- SOURCE MATERIAL:
++++++++++
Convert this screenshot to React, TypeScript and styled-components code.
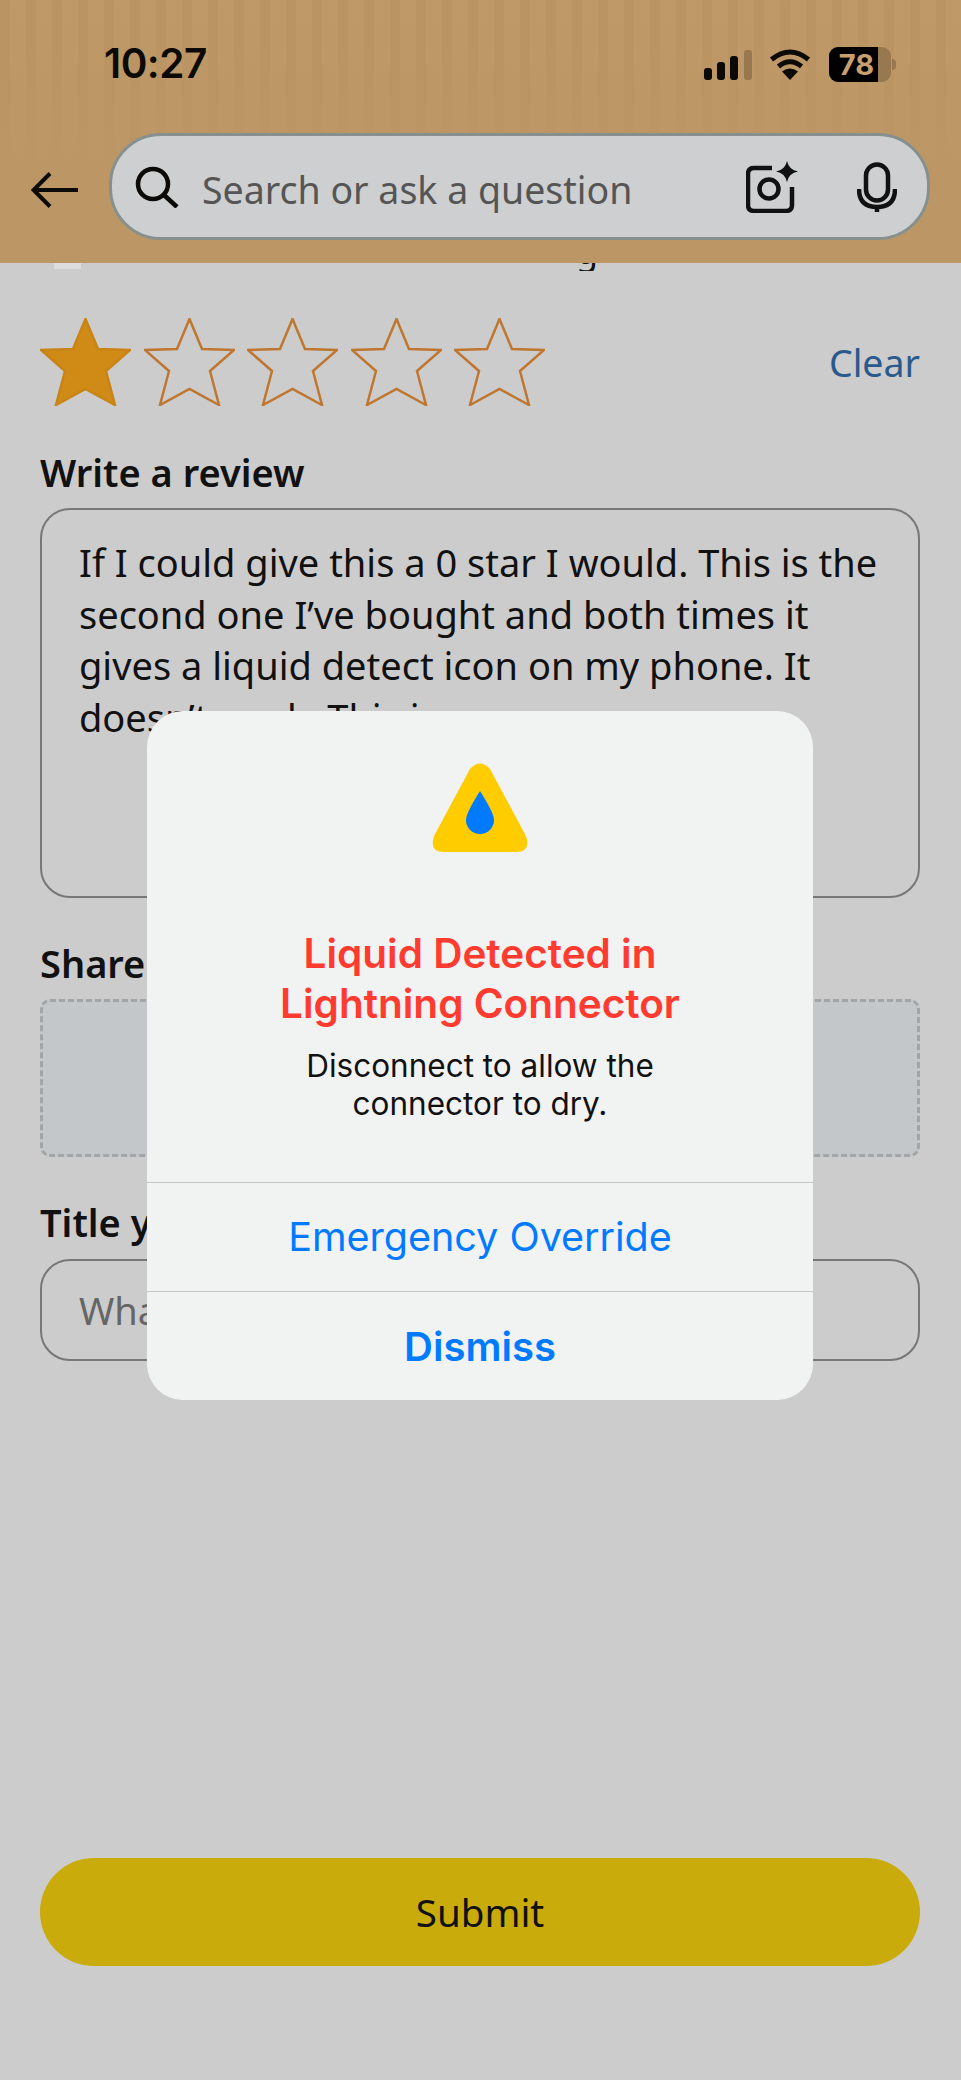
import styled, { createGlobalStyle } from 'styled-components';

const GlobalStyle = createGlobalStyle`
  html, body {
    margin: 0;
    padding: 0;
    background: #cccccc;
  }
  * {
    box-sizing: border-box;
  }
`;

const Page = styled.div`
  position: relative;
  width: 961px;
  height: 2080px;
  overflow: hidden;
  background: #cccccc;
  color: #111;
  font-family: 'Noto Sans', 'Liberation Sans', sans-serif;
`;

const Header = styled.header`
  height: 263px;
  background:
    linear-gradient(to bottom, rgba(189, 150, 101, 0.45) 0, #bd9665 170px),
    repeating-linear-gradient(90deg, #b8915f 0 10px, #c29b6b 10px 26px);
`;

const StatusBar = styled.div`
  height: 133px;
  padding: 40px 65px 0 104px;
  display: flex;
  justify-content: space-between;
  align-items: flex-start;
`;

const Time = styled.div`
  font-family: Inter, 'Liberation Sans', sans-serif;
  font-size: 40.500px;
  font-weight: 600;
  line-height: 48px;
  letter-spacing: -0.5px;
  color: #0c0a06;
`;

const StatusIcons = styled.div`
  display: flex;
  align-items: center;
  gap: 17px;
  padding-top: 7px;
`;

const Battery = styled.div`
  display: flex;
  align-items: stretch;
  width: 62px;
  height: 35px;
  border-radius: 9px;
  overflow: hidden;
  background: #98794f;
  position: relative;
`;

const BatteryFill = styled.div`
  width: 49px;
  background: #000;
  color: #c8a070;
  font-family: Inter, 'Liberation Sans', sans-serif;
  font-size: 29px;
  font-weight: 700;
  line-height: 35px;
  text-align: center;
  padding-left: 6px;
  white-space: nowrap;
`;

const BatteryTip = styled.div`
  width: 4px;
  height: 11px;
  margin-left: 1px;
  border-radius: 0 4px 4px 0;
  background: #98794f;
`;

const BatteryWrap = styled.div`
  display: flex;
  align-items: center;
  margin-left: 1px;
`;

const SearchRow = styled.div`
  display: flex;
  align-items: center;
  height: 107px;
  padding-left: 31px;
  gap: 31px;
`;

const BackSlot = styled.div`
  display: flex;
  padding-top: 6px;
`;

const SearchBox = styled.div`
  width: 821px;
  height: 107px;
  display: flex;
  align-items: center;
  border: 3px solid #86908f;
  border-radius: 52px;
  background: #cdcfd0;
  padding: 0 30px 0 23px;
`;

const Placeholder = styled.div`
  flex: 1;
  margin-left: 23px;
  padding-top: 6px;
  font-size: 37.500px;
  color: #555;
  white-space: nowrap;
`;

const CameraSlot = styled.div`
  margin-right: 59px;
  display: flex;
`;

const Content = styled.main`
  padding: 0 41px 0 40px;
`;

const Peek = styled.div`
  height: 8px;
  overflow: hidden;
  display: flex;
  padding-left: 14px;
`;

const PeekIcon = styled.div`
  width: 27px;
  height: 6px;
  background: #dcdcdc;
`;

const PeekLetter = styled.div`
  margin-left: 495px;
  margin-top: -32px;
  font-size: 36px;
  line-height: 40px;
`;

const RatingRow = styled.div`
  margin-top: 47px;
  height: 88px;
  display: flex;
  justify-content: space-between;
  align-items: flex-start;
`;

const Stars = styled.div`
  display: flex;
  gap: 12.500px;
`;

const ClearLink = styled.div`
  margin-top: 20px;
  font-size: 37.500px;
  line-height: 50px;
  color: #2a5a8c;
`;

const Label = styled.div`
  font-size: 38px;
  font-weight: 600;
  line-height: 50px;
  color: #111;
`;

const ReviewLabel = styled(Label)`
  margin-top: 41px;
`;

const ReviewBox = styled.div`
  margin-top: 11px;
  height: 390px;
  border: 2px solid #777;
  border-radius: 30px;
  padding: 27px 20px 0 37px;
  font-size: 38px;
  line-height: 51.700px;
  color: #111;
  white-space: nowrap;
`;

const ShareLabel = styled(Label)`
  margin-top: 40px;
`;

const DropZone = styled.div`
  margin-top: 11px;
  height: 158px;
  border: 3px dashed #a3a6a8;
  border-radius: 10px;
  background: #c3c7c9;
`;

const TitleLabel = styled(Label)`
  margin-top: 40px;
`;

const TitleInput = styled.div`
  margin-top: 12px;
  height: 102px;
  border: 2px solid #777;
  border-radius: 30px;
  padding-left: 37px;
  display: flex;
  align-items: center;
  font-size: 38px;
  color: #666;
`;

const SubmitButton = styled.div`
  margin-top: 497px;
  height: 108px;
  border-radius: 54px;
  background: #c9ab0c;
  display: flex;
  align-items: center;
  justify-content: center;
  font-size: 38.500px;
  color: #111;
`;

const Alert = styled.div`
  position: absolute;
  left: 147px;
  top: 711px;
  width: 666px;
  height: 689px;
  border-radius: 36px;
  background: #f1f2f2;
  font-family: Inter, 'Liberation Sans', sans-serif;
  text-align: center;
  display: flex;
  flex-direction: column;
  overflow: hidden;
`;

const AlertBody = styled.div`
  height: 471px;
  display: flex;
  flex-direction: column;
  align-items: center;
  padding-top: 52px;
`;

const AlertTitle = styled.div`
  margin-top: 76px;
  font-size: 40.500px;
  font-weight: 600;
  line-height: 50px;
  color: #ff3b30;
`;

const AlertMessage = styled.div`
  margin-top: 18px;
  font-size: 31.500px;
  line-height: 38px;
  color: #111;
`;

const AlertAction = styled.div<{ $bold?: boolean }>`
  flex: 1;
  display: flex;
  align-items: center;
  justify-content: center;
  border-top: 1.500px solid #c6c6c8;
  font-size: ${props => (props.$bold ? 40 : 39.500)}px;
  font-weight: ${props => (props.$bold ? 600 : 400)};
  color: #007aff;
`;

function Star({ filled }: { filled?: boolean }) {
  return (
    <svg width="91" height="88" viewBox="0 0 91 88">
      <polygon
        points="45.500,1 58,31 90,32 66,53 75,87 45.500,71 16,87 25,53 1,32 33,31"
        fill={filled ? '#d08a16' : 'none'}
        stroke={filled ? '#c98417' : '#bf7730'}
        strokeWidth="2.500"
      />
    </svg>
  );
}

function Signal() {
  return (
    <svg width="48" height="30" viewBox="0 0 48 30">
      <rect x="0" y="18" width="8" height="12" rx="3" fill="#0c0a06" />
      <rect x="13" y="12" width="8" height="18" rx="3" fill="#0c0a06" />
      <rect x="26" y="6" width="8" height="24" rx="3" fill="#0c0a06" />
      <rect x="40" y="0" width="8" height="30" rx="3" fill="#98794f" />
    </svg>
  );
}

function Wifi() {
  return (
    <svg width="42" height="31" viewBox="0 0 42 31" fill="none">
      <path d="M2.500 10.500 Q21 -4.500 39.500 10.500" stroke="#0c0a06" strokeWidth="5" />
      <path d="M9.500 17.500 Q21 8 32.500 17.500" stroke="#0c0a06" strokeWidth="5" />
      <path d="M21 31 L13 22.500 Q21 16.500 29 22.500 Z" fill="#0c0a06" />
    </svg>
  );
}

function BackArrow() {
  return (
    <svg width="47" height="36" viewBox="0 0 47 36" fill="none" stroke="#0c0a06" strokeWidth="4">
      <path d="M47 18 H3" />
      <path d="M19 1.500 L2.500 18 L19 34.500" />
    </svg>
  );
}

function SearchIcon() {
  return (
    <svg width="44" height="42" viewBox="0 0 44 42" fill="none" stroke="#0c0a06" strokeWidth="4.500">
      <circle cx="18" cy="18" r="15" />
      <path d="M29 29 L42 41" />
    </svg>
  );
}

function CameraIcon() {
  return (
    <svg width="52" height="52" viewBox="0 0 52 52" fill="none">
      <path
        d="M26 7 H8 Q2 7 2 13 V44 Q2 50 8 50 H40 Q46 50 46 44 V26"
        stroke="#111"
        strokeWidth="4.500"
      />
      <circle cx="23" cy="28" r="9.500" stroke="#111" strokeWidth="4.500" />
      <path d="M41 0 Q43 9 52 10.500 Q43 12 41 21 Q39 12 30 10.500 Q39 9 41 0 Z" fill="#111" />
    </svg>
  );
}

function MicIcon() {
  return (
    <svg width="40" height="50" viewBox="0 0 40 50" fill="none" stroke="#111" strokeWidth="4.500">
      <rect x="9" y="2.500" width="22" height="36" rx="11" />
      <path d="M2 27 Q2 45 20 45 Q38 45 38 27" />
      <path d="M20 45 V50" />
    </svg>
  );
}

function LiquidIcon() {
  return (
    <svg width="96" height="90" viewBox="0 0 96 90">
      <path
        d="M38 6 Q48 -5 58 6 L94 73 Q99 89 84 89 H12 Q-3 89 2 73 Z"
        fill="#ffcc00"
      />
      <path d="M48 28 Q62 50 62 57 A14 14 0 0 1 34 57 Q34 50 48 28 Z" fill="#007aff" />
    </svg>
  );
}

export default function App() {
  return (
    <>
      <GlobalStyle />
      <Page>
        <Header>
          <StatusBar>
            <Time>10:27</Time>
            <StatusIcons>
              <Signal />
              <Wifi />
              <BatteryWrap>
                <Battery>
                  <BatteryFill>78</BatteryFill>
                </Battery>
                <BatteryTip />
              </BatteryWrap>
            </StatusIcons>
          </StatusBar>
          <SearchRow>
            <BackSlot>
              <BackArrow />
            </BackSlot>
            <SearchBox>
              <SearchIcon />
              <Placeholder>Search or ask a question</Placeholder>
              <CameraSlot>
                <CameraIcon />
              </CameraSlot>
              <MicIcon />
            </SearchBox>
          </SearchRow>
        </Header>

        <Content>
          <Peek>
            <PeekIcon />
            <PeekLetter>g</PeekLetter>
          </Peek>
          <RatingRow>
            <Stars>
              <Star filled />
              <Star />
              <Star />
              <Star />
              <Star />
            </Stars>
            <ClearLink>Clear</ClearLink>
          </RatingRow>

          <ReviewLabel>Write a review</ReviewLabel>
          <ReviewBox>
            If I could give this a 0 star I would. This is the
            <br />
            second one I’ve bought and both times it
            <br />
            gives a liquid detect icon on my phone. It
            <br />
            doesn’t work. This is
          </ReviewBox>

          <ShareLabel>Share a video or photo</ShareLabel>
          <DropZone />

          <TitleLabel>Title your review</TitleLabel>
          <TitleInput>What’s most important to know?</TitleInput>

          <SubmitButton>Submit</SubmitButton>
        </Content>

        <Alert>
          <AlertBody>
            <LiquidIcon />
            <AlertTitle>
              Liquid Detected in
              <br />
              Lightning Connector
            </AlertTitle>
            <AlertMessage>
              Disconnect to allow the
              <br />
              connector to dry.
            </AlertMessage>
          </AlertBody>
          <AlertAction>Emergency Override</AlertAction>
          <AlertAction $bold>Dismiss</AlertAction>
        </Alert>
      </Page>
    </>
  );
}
++++++++++
- REQUIRED WORK:
Provide solely the number of lines in the data that include the word "components".

- FULL SOLUTION:
2